GIVEN INSTRUCTION
State how many lines of the records contain the string "with". Give the number alone.

Data records
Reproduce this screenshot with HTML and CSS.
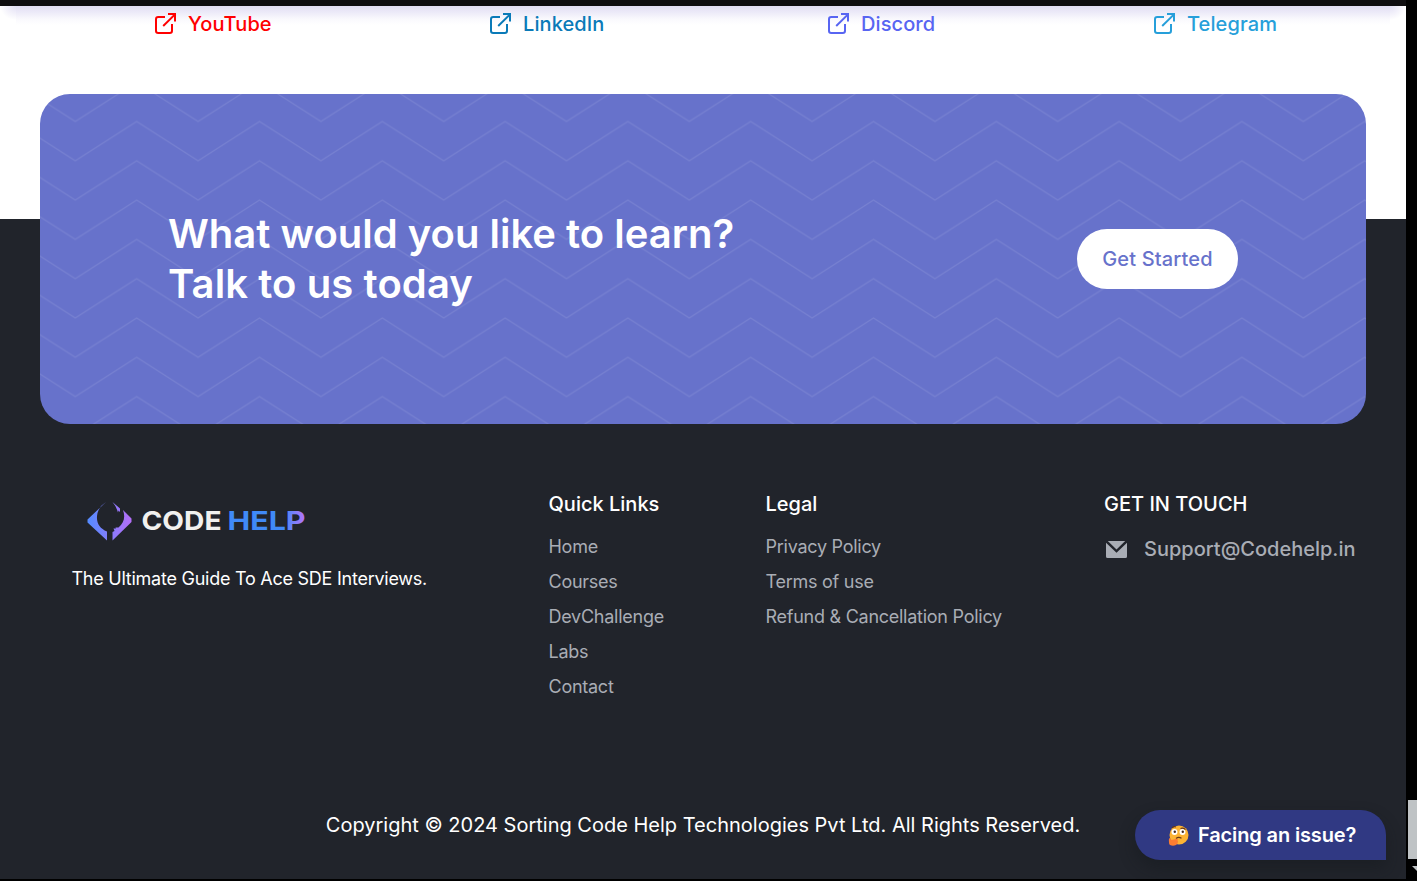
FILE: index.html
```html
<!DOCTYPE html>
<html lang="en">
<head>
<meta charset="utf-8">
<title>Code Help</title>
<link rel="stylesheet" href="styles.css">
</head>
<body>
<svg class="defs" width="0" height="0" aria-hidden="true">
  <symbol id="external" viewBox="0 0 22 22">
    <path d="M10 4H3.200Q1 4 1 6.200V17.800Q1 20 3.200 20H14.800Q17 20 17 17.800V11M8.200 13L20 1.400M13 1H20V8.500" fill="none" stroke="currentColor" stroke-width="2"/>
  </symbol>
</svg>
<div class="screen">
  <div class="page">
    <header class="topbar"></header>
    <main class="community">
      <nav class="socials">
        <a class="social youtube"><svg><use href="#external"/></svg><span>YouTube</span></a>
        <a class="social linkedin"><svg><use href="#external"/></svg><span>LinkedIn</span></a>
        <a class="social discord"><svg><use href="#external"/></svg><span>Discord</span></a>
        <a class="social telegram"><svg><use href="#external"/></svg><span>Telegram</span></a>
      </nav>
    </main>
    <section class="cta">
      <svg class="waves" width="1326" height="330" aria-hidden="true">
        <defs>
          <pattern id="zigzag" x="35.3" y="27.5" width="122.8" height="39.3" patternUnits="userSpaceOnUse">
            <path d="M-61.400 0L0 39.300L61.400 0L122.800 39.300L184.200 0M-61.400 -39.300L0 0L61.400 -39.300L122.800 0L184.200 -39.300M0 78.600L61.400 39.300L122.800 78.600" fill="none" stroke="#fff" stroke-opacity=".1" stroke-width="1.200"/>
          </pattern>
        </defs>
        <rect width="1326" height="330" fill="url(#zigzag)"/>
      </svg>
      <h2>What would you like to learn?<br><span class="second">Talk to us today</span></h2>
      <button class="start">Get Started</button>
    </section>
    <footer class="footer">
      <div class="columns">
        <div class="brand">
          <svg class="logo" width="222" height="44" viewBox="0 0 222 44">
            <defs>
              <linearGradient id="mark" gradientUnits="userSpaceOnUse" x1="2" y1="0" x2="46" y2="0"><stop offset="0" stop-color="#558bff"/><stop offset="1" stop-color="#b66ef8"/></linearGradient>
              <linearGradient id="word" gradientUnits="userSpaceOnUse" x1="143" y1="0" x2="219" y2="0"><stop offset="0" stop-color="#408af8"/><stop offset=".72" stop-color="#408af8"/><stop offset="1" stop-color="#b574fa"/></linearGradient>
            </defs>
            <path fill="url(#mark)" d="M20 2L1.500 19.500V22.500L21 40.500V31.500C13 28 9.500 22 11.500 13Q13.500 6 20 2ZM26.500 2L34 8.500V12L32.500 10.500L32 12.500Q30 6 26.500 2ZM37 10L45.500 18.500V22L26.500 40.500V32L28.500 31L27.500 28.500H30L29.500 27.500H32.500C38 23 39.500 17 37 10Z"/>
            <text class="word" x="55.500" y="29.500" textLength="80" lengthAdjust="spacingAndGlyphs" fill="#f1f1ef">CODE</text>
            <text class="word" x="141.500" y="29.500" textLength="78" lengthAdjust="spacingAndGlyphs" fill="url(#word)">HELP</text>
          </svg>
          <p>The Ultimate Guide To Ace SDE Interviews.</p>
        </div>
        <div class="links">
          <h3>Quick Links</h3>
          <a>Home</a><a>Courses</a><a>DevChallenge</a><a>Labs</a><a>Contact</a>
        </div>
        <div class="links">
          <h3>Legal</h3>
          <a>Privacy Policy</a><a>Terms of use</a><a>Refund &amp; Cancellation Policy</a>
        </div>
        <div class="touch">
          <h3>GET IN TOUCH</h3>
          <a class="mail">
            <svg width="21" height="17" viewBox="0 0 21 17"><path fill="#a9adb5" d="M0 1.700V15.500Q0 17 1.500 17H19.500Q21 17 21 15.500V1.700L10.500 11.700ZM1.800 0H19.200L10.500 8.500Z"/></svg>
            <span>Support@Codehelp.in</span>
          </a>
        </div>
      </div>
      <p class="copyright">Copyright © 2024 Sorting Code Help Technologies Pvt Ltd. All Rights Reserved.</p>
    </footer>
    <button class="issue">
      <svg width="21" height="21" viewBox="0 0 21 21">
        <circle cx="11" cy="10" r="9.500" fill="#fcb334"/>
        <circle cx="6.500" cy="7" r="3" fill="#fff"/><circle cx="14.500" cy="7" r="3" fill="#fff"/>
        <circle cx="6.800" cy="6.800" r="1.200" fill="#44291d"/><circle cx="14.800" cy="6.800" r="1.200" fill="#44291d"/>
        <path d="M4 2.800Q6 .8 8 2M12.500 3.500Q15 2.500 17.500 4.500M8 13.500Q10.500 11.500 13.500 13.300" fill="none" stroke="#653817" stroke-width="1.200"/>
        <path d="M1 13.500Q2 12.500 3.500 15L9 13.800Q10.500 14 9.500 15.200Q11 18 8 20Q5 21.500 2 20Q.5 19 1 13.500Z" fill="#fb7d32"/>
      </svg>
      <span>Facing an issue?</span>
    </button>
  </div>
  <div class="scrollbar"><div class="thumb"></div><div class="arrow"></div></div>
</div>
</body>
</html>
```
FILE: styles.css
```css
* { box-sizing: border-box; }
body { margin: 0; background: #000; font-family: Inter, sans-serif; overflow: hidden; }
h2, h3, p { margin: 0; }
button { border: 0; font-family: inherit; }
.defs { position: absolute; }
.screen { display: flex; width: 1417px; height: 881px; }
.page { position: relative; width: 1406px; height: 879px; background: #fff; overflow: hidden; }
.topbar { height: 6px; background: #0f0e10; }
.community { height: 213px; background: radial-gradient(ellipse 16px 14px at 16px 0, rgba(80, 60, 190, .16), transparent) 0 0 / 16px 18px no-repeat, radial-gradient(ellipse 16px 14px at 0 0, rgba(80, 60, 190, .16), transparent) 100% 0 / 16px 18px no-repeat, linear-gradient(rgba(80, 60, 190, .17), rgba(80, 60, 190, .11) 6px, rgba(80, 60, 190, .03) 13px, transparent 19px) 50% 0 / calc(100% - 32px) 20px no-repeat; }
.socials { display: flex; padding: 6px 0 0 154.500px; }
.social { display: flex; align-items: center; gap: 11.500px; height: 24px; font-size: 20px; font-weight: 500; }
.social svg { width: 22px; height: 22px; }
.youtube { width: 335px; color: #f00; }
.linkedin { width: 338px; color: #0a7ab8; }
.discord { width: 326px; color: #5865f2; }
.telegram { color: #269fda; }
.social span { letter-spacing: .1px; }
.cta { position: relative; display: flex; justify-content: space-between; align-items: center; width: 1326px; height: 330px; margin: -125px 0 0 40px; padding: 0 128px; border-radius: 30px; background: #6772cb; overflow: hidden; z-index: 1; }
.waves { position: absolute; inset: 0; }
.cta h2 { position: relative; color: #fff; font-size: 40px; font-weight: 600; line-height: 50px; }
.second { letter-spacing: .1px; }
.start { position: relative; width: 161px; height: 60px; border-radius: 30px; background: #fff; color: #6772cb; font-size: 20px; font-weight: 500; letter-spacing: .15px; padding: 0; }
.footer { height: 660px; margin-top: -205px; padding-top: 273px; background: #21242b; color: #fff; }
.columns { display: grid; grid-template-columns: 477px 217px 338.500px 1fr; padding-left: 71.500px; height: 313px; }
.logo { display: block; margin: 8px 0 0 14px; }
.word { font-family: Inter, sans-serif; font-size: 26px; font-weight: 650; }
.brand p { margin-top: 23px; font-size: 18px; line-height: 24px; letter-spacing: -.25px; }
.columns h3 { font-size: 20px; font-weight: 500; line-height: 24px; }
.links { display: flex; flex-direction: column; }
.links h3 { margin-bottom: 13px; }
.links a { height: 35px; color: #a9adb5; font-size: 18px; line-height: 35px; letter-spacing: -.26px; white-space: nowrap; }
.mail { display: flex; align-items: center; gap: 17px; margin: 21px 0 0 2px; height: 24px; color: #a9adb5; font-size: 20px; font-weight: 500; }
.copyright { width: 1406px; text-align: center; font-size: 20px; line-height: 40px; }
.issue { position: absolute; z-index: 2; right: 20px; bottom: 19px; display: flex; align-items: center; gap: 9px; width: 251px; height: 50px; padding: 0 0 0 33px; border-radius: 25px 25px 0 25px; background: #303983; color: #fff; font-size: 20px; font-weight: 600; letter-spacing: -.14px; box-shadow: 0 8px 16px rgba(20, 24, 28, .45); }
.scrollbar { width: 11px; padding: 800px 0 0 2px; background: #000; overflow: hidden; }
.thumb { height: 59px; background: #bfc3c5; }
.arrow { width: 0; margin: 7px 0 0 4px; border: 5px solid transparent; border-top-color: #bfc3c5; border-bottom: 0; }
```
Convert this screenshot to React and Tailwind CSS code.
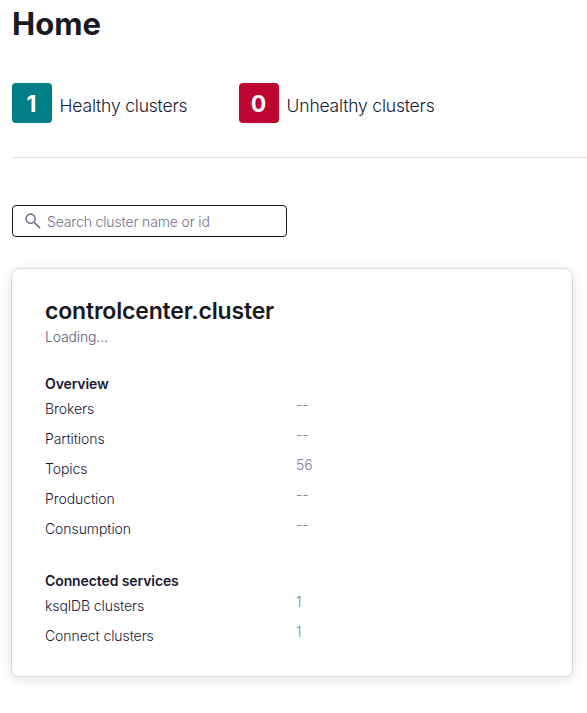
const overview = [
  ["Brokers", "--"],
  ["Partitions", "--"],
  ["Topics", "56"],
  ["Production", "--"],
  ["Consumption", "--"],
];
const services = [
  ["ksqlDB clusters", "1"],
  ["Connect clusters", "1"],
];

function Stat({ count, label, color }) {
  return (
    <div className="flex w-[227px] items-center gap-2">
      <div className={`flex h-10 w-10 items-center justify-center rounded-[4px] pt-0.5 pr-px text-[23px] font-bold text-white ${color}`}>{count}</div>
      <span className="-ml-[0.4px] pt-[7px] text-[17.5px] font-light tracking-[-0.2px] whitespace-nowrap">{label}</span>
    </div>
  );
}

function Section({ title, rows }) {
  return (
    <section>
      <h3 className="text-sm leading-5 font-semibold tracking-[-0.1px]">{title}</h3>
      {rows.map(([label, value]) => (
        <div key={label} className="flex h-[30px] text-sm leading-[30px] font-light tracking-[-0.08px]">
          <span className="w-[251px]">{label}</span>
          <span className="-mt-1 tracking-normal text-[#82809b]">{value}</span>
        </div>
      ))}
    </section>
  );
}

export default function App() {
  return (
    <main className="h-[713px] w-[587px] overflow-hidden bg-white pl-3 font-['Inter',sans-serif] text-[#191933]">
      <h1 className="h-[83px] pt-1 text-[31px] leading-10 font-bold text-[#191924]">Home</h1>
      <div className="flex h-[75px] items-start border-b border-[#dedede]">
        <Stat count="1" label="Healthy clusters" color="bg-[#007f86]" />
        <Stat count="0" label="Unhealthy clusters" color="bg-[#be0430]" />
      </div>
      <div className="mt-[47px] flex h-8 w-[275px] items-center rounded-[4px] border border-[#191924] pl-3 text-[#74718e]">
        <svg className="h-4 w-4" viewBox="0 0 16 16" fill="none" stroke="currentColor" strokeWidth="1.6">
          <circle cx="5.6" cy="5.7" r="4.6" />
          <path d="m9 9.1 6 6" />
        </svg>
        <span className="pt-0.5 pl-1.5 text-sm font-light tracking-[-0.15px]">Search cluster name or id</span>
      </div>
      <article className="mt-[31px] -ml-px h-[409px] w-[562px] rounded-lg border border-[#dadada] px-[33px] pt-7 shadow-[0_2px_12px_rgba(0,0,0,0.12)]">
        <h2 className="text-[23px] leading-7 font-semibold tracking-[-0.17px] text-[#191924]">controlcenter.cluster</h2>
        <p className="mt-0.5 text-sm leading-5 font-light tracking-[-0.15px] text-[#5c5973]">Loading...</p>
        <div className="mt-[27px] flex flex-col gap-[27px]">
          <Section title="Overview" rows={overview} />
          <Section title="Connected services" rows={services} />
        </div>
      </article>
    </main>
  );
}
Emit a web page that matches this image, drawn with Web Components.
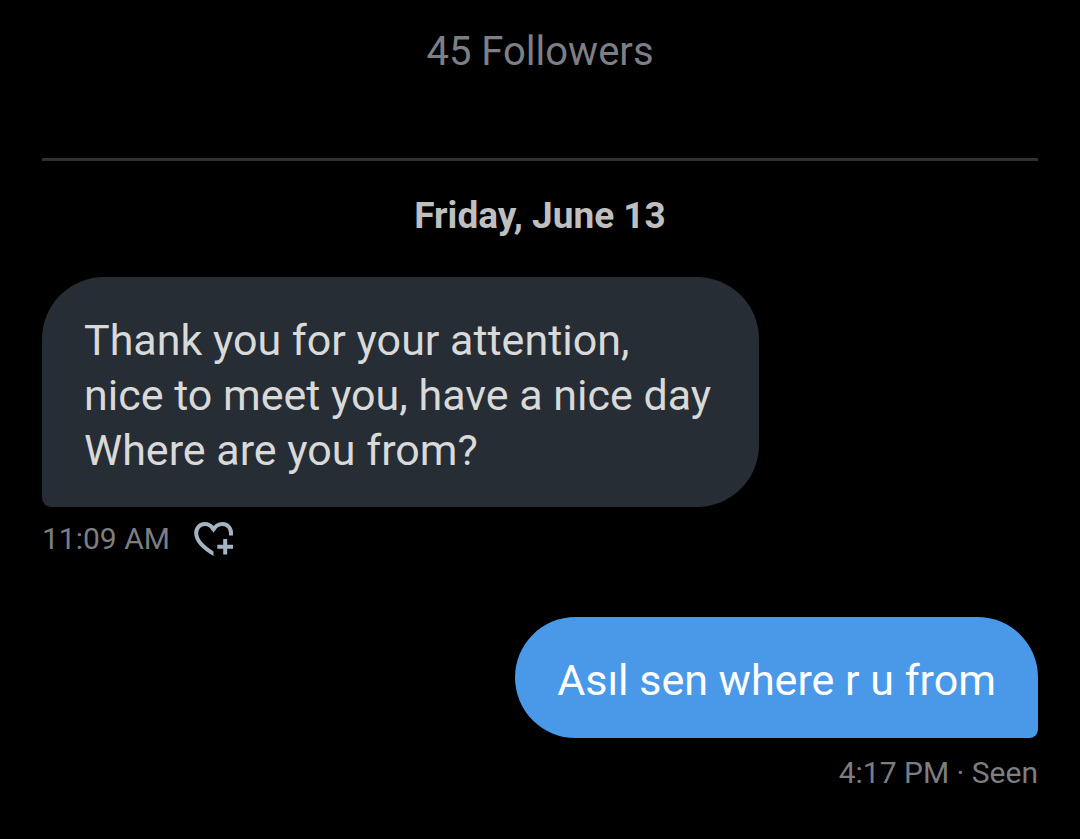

OUTPUT BELOW
2